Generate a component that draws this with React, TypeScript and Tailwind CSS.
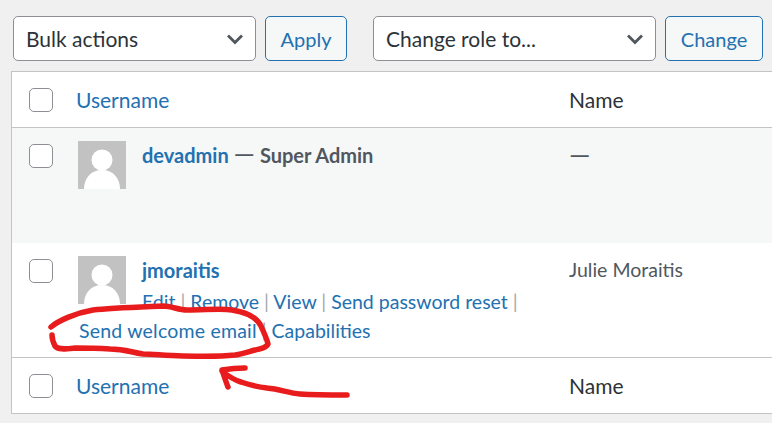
const font = { fontFamily: 'Lato, "Open Sans", sans-serif' }

function Check() {
  return <span className="block w-6 h-6 shrink-0 rounded-[5px] border border-[#8c8f94] bg-white" />
}

function Avatar() {
  return (
    <svg width="48" height="48" viewBox="0 0 48 48" className="shrink-0 block">
      <rect width="48" height="48" fill="#c2c2c2" />
      <circle cx="24" cy="19" r="10.5" fill="#fff" />
      <path d="M6 48C6 37 13 29 24 29S42 37 42 48z" fill="#fff" />
    </svg>
  )
}

function Chevron() {
  return (
    <svg width="18" height="12" viewBox="0 0 18 12" className="shrink-0">
      <path d="M2 2.5L9 9.5l7-7" fill="none" stroke="#50575e" strokeWidth="2.8" />
    </svg>
  )
}

function Select({ label, width }: { label: string; width: string }) {
  return (
    <div className={`${width} h-[45px] shrink-0 flex items-center justify-between pl-[12px] pr-[11px] bg-white border border-[#8c8f94] rounded-[5px] text-[#2c3338]`}>
      <span>{label}</span>
      <Chevron />
    </div>
  )
}

function Button({ label, width }: { label: string; width: string }) {
  return (
    <div className={`${width} h-[45px] shrink-0 flex items-center justify-center bg-[#f6f7f7] border border-[#2271b1] rounded-[5px] text-[20px] text-[#2271b1]`}>
      {label}
    </div>
  )
}

function HeadRow() {
  return (
    <div className="h-[55px] flex items-center">
      <div className="w-[64px] pl-[17px]">
        <Check />
      </div>
      <div className="w-[493px] text-[#2271b1]">Username</div>
      <div className="text-[#2c3338]">Name</div>
    </div>
  )
}

export default function App() {
  return (
    <div style={font} className="relative w-[772px] h-[423px] overflow-hidden bg-[#f0f0f1] text-[21px] leading-[28px]">
      <div className="flex pt-4 pl-[13px] h-[71px]">
        <Select label="Bulk actions" width="w-[243px]" />
        <div className="w-[9px] shrink-0" />
        <Button label="Apply" width="w-[82px]" />
        <div className="w-[26px] shrink-0" />
        <Select label="Change role to..." width="w-[283px]" />
        <div className="w-[9px] shrink-0" />
        <Button label="Change" width="w-[98px]" />
      </div>

      {/* users table */}
      <div className="ml-[11px] h-[343px] border border-r-0 border-[#c3c4c7] bg-white">
        <HeadRow />
        <div className="h-[116px] flex border-t border-[#c3c4c7] bg-[#f6f7f7]">
          <div className="w-[64px] pl-[17px] pt-[16px]">
            <Check />
          </div>
          <div className="w-[493px] flex pt-[13px] pl-[2px]">
            <Avatar />
            <div className="ml-4 -mt-[2px] font-bold text-[#50575e] text-[20px]">
              <span className="text-[#2271b1]">devadmin</span> <span className="text-[27px] leading-none font-normal">—</span> Super Admin
            </div>
          </div>
          <div className="pt-[12px] text-[#50575e] text-[27px] leading-[28px]">—</div>
        </div>
        <div className="h-[114px] flex">
          <div className="w-[64px] pl-[17px] pt-[16px]">
            <Check />
          </div>
          <div className="w-[493px] flex pt-[13px] pl-[2px]">
            <Avatar />
            <div className="ml-4">
              <div className="font-bold text-[#2271b1] text-[20px]">jmoraitis</div>
              <div className="mt-[3px] text-[19.5px] leading-[29px] text-[#a7aaad] whitespace-nowrap">
                <span className="text-[#2271b1]">Edit</span> | <span className="text-[#2271b1]">Remove</span> | <span className="text-[#2271b1]">View</span> | <span className="text-[#2271b1]">Send password reset</span> |
              </div>
              <div className="-ml-[63px] text-[19.5px] leading-[29px] text-[#a7aaad] whitespace-nowrap">
                <span className="text-[#2271b1] tracking-[0.2px]">Send welcome email</span> | <span className="text-[#2271b1]">Capabilities</span>
              </div>
            </div>
          </div>
          <div className="pt-[13px] text-[19.5px] text-[#50575e]">Julie Moraitis</div>
        </div>
        <div className="border-t border-[#c3c4c7]">
          <HeadRow />
        </div>
      </div>

      {/* hand-drawn annotation */}
      <svg width="772" height="423" viewBox="0 0 772 423" className="absolute left-0 top-0 pointer-events-none">
        <path
          d="M51 327C58 321 75 313 93 310C110 308 140 307 163 306C172 306 178 310 187 310C205 310 222 308 232 310C245 312 256 316 261 326C264 333 267 339 268 344C266 348 260 349 255 350C248 352 243 354 235 355C215 357 200 356 183 356C165 356 155 354 143 354C130 352 125 349 110 349C95 348 85 348 75 348C65 349 58 350 55 346C53 342 52 338 52 335"
          fill="none" stroke="#e81c1c" strokeWidth="5.5" strokeLinecap="round" strokeLinejoin="round"
        />
        <path
          d="M245 368C236 368 228 369 222 370C224 376 226 382 228 387M222 371C228 376 234 380 241 382C250 385 258 387 267 388C280 389 288 393 300 394C315 395 330 395 347 395"
          fill="none" stroke="#e81c1c" strokeWidth="5.5" strokeLinecap="round" strokeLinejoin="round"
        />
      </svg>
    </div>
  )
}
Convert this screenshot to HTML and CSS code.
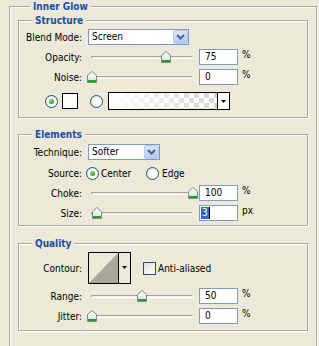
FILE: index.html
```html
<!DOCTYPE html>
<html>
<head>
<meta charset="utf-8">
<link rel="stylesheet" href="styles.css">
</head>
<body>
<fieldset class="grp outer">
  <legend>Inner Glow</legend>

  <fieldset class="grp sub structure">
    <legend>Structure</legend>
    <div class="row r-first">
      <span class="lbl">Blend Mode:</span>
      <div class="select w-blend"><span class="val">Screen</span><span class="btn"><svg width="9" height="6" viewBox="0 0 9 6"><path d="M1 1 L4.5 4.5 L8 1" fill="none" stroke="#4d6185" stroke-width="2"/></svg></span></div>
    </div>
    <div class="row r4">
      <span class="lbl">Opacity:</span>
      <div class="slider"><div class="track"></div><div class="thumb" style="left:73px"><svg width="10" height="12" viewBox="0 0 10 12"><defs><linearGradient id="tg1" x1="0" y1="0" x2="0" y2="1"><stop offset="0" stop-color="#ffffff"/><stop offset="1" stop-color="#dcdcd4"/></linearGradient></defs><path d="M0.5 4.5 L5 0.5 L9.5 4.5 L9.5 11.5 L0.5 11.5 Z" fill="url(#tg1)" stroke="#7b8a8f"/><rect x="1" y="9" width="8" height="2" fill="#21a121"/></svg></div></div>
      <span class="num">75</span><span class="unit">%</span>
    </div>
    <div class="row r4">
      <span class="lbl">Noise:</span>
      <div class="slider"><div class="track"></div><div class="thumb" style="left:-1px"><svg width="10" height="12" viewBox="0 0 10 12"><path d="M0.5 4.5 L5 0.5 L9.5 4.5 L9.5 11.5 L0.5 11.5 Z" fill="url(#tg1)" stroke="#7b8a8f"/><rect x="1" y="9" width="8" height="2" fill="#21a121"/></svg></div></div>
      <span class="num">0</span><span class="unit">%</span>
    </div>
    <div class="row color-row">
      <span class="radio checked"></span>
      <span class="swatch"></span>
      <span class="radio r-gap"></span>
      <div class="gradbox"><span class="grad"></span><span class="gbtn"><svg width="5" height="3" viewBox="0 0 5 3"><path d="M0 0 H5 L2.5 3 Z" fill="#000"/></svg></span></div>
    </div>
  </fieldset>

  <fieldset class="grp sub elements">
    <legend>Elements</legend>
    <div class="row r-first3">
      <span class="lbl">Technique:</span>
      <div class="select w-tech"><span class="val">Softer</span><span class="btn"><svg width="9" height="6" viewBox="0 0 9 6"><path d="M1 1 L4.5 4.5 L8 1" fill="none" stroke="#4d6185" stroke-width="2"/></svg></span></div>
    </div>
    <div class="row r5">
      <span class="lbl tight">Source:</span>
      <span class="opt first"><span class="radio checked"></span><span class="otext">Center</span></span>
      <span class="opt"><span class="radio"></span><span class="otext">Edge</span></span>
    </div>
    <div class="row r4">
      <span class="lbl">Choke:</span>
      <div class="slider"><div class="track"></div><div class="thumb" style="left:100px"><svg width="10" height="12" viewBox="0 0 10 12"><path d="M0.5 4.5 L5 0.5 L9.5 4.5 L9.5 11.5 L0.5 11.5 Z" fill="url(#tg1)" stroke="#7b8a8f"/><rect x="1" y="9" width="8" height="2" fill="#21a121"/></svg></div></div>
      <span class="num">100</span><span class="unit">%</span>
    </div>
    <div class="row r4">
      <span class="lbl">Size:</span>
      <div class="slider"><div class="track"></div><div class="thumb" style="left:4px"><svg width="10" height="12" viewBox="0 0 10 12"><path d="M0.5 4.5 L5 0.5 L9.5 4.5 L9.5 11.5 L0.5 11.5 Z" fill="url(#tg1)" stroke="#7b8a8f"/><rect x="1" y="9" width="8" height="2" fill="#21a121"/></svg></div></div>
      <span class="num focus"><span class="sel">3</span><span class="caret"></span></span><span class="unit">px</span>
    </div>
  </fieldset>

  <fieldset class="grp sub quality">
    <legend>Quality</legend>
    <div class="row contour-row">
      <span class="lbl">Contour:</span>
      <div class="contour"><span class="curve"><svg width="29" height="30" viewBox="0 0 29 30"><path d="M0 30 L29 0 L29 30 Z" fill="#aca899"/></svg></span><span class="cbtn"><svg width="5" height="3" viewBox="0 0 5 3"><path d="M0 0 H5 L2.5 3 Z" fill="#000"/></svg></span></div>
      <span class="check"></span><span class="ctext">Anti-aliased</span>
    </div>
    <div class="row r4">
      <span class="lbl">Range:</span>
      <div class="slider"><div class="track"></div><div class="thumb" style="left:49px"><svg width="10" height="12" viewBox="0 0 10 12"><path d="M0.5 4.5 L5 0.5 L9.5 4.5 L9.5 11.5 L0.5 11.5 Z" fill="url(#tg1)" stroke="#7b8a8f"/><rect x="1" y="9" width="8" height="2" fill="#21a121"/></svg></div></div>
      <span class="num">50</span><span class="unit">%</span>
    </div>
    <div class="row r4">
      <span class="lbl">Jitter:</span>
      <div class="slider"><div class="track"></div><div class="thumb" style="left:-1px"><svg width="10" height="12" viewBox="0 0 10 12"><path d="M0.5 4.5 L5 0.5 L9.5 4.5 L9.5 11.5 L0.5 11.5 Z" fill="url(#tg1)" stroke="#7b8a8f"/><rect x="1" y="9" width="8" height="2" fill="#21a121"/></svg></div></div>
      <span class="num">0</span><span class="unit">%</span>
    </div>
  </fieldset>
</fieldset>
</body>
</html>
```

FILE: styles.css
```css
html, body {
  margin: 0;
  padding: 0;
  background: #ece9d8;
  overflow: hidden;
}
body {
  font-family: "DejaVu Sans Condensed", "DejaVu Sans", sans-serif;
  font-size: 10px;
  color: #000;
  width: 319px;
  height: 346px;
}
fieldset.grp {
  margin: 0;
  padding: 0;
  border: 1px solid #aca899;
  box-shadow: 1px 1px 0 #fff, inset 1px 1px 0 #fff;
  min-width: 0;
}
fieldset.grp > legend {
  font-weight: bold;
  color: #1a4ea6;
  line-height: 13px;
  height: 13px;
  padding: 0 3px;
  background: #ece9d8;
}
.outer {
  margin-left: 9px !important;
  width: 308px;
  box-sizing: border-box;
  padding: 1px 8px 0 !important;
  height: 347px;
}
.outer > legend {
  margin-left: 12px;
}
.sub > legend {
  margin-left: 13px;
}
.structure {
  padding: 2px 0 7px !important;
}
.elements {
  margin-top: 10px !important;
  padding: 3px 0 4px !important;
}
.quality {
  margin-top: 11px !important;
  padding: 2px 0 6px !important;
}
.row {
  display: flex;
  align-items: center;
  height: 16px;
}
.r4 { margin-top: 4px; }
.r5 { margin-top: 5px; }
.lbl {
  width: 63px;
  text-align: right;
  margin-right: 6px;
  white-space: nowrap;
}
.lbl.tight { margin-right: 4px; }

.select {
  box-sizing: border-box;
  height: 16px;
  border: 1px solid #7f9db9;
  background: #fff;
  display: flex;
  align-items: center;
}
.w-blend { width: 101px; }
.w-tech { width: 72px; }
.select .val {
  flex: 1;
  padding-left: 3px;
  line-height: 14px;
}
.select .btn {
  width: 15px;
  height: 14px;
  box-sizing: border-box;
  border: 1px solid #b8c9f1;
  border-radius: 2px;
  background: linear-gradient(#dbe6fd, #b5c9f7);
  display: flex;
  align-items: center;
  justify-content: center;
}

.slider {
  position: relative;
  width: 111px;
  height: 16px;
}
.track {
  position: absolute;
  left: 3px;
  top: 7px;
  width: 102px;
  height: 3px;
  box-sizing: border-box;
  border-top: 1px solid #a3a096;
  border-left: 1px solid #a3a096;
  border-bottom: 1px solid #fff;
  border-right: 1px solid #fff;
  background: #f1efe2;
  border-radius: 1px;
}
.thumb {
  position: absolute;
  top: 2px;
  width: 10px;
  height: 12px;
}
.thumb svg { display: block; }

.num {
  box-sizing: border-box;
  width: 39px;
  height: 16px;
  border: 1px solid #7f9db9;
  background: #fff;
  padding-left: 5px;
  line-height: 14px;
  display: flex;
  align-items: center;
}
.num.focus { padding-left: 1px; }
.sel {
  background: #316ac5;
  color: #fff;
  padding: 0 1px;
  line-height: 12px;
  height: 12px;
}
.caret {
  display: inline-block;
  width: 1px;
  height: 12px;
  background: #000;
}
.unit {
  align-self: flex-start;
  margin-left: 4px;
  line-height: 11px;
}

.color-row {
  margin-top: 7px;
  height: 18px;
  padding-left: 26px;
}
.radio {
  position: relative;
  box-sizing: border-box;
  width: 13px;
  height: 13px;
  border-radius: 50%;
  border: 1px solid #1c5180;
  background: radial-gradient(circle at 65% 65%, #ffffff 30%, #dcdcd5 100%);
  flex: none;
}
.radio.checked::after {
  content: "";
  position: absolute;
  left: 3px;
  top: 3px;
  width: 5px;
  height: 5px;
  border-radius: 50%;
  background: radial-gradient(circle at 40% 40%, #8fe08f, #21a121 70%);
}
.swatch {
  box-sizing: border-box;
  width: 16px;
  height: 16px;
  border: 1px solid #000;
  background: #fff;
  margin-left: 4px;
}
.r-gap { margin-left: 12px; }
.gradbox {
  box-sizing: border-box;
  margin-left: 5px;
  width: 122px;
  height: 18px;
  border: 1px solid #000;
  display: flex;
}
.grad {
  flex: 1;
  background:
    linear-gradient(to right, #fff 0%, rgba(255,255,255,0) 100%),
    repeating-conic-gradient(#d4d4d4 0 25%, #fff 0 50%) 0 0 / 10px 10px;
}
.gbtn {
  width: 11px;
  border-left: 1px solid #000;
  background: #fff;
  display: flex;
  align-items: center;
  justify-content: center;
}

.opt {
  display: flex;
  align-items: center;
}
.opt.first { width: 60px; }
.otext { margin-left: 2px; }
.opt:not(.first) .otext { margin-left: 3px; }

.contour-row {
  height: 32px;
}
.contour {
  box-sizing: border-box;
  width: 43px;
  height: 32px;
  border: 1px solid #000;
  display: flex;
}
.curve {
  width: 29px;
  display: flex;
  align-items: flex-end;
  border-right: 1px solid #000;
}
.curve svg { display: block; }
.cbtn {
  flex: 1;
  display: flex;
  align-items: center;
  justify-content: center;
  padding-bottom: 2px;
}
.check {
  box-sizing: border-box;
  width: 13px;
  height: 13px;
  border: 1px solid #1c5180;
  background: linear-gradient(135deg, #dcdcd7, #ffffff);
  margin-left: 12px;
}
.ctext { margin-left: 2px; }
```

------------------------------------

§ **Required work**:
Exactly how many lines of the listing above contain the string "this"? Give no more than the number.

§ **Task answer**:
2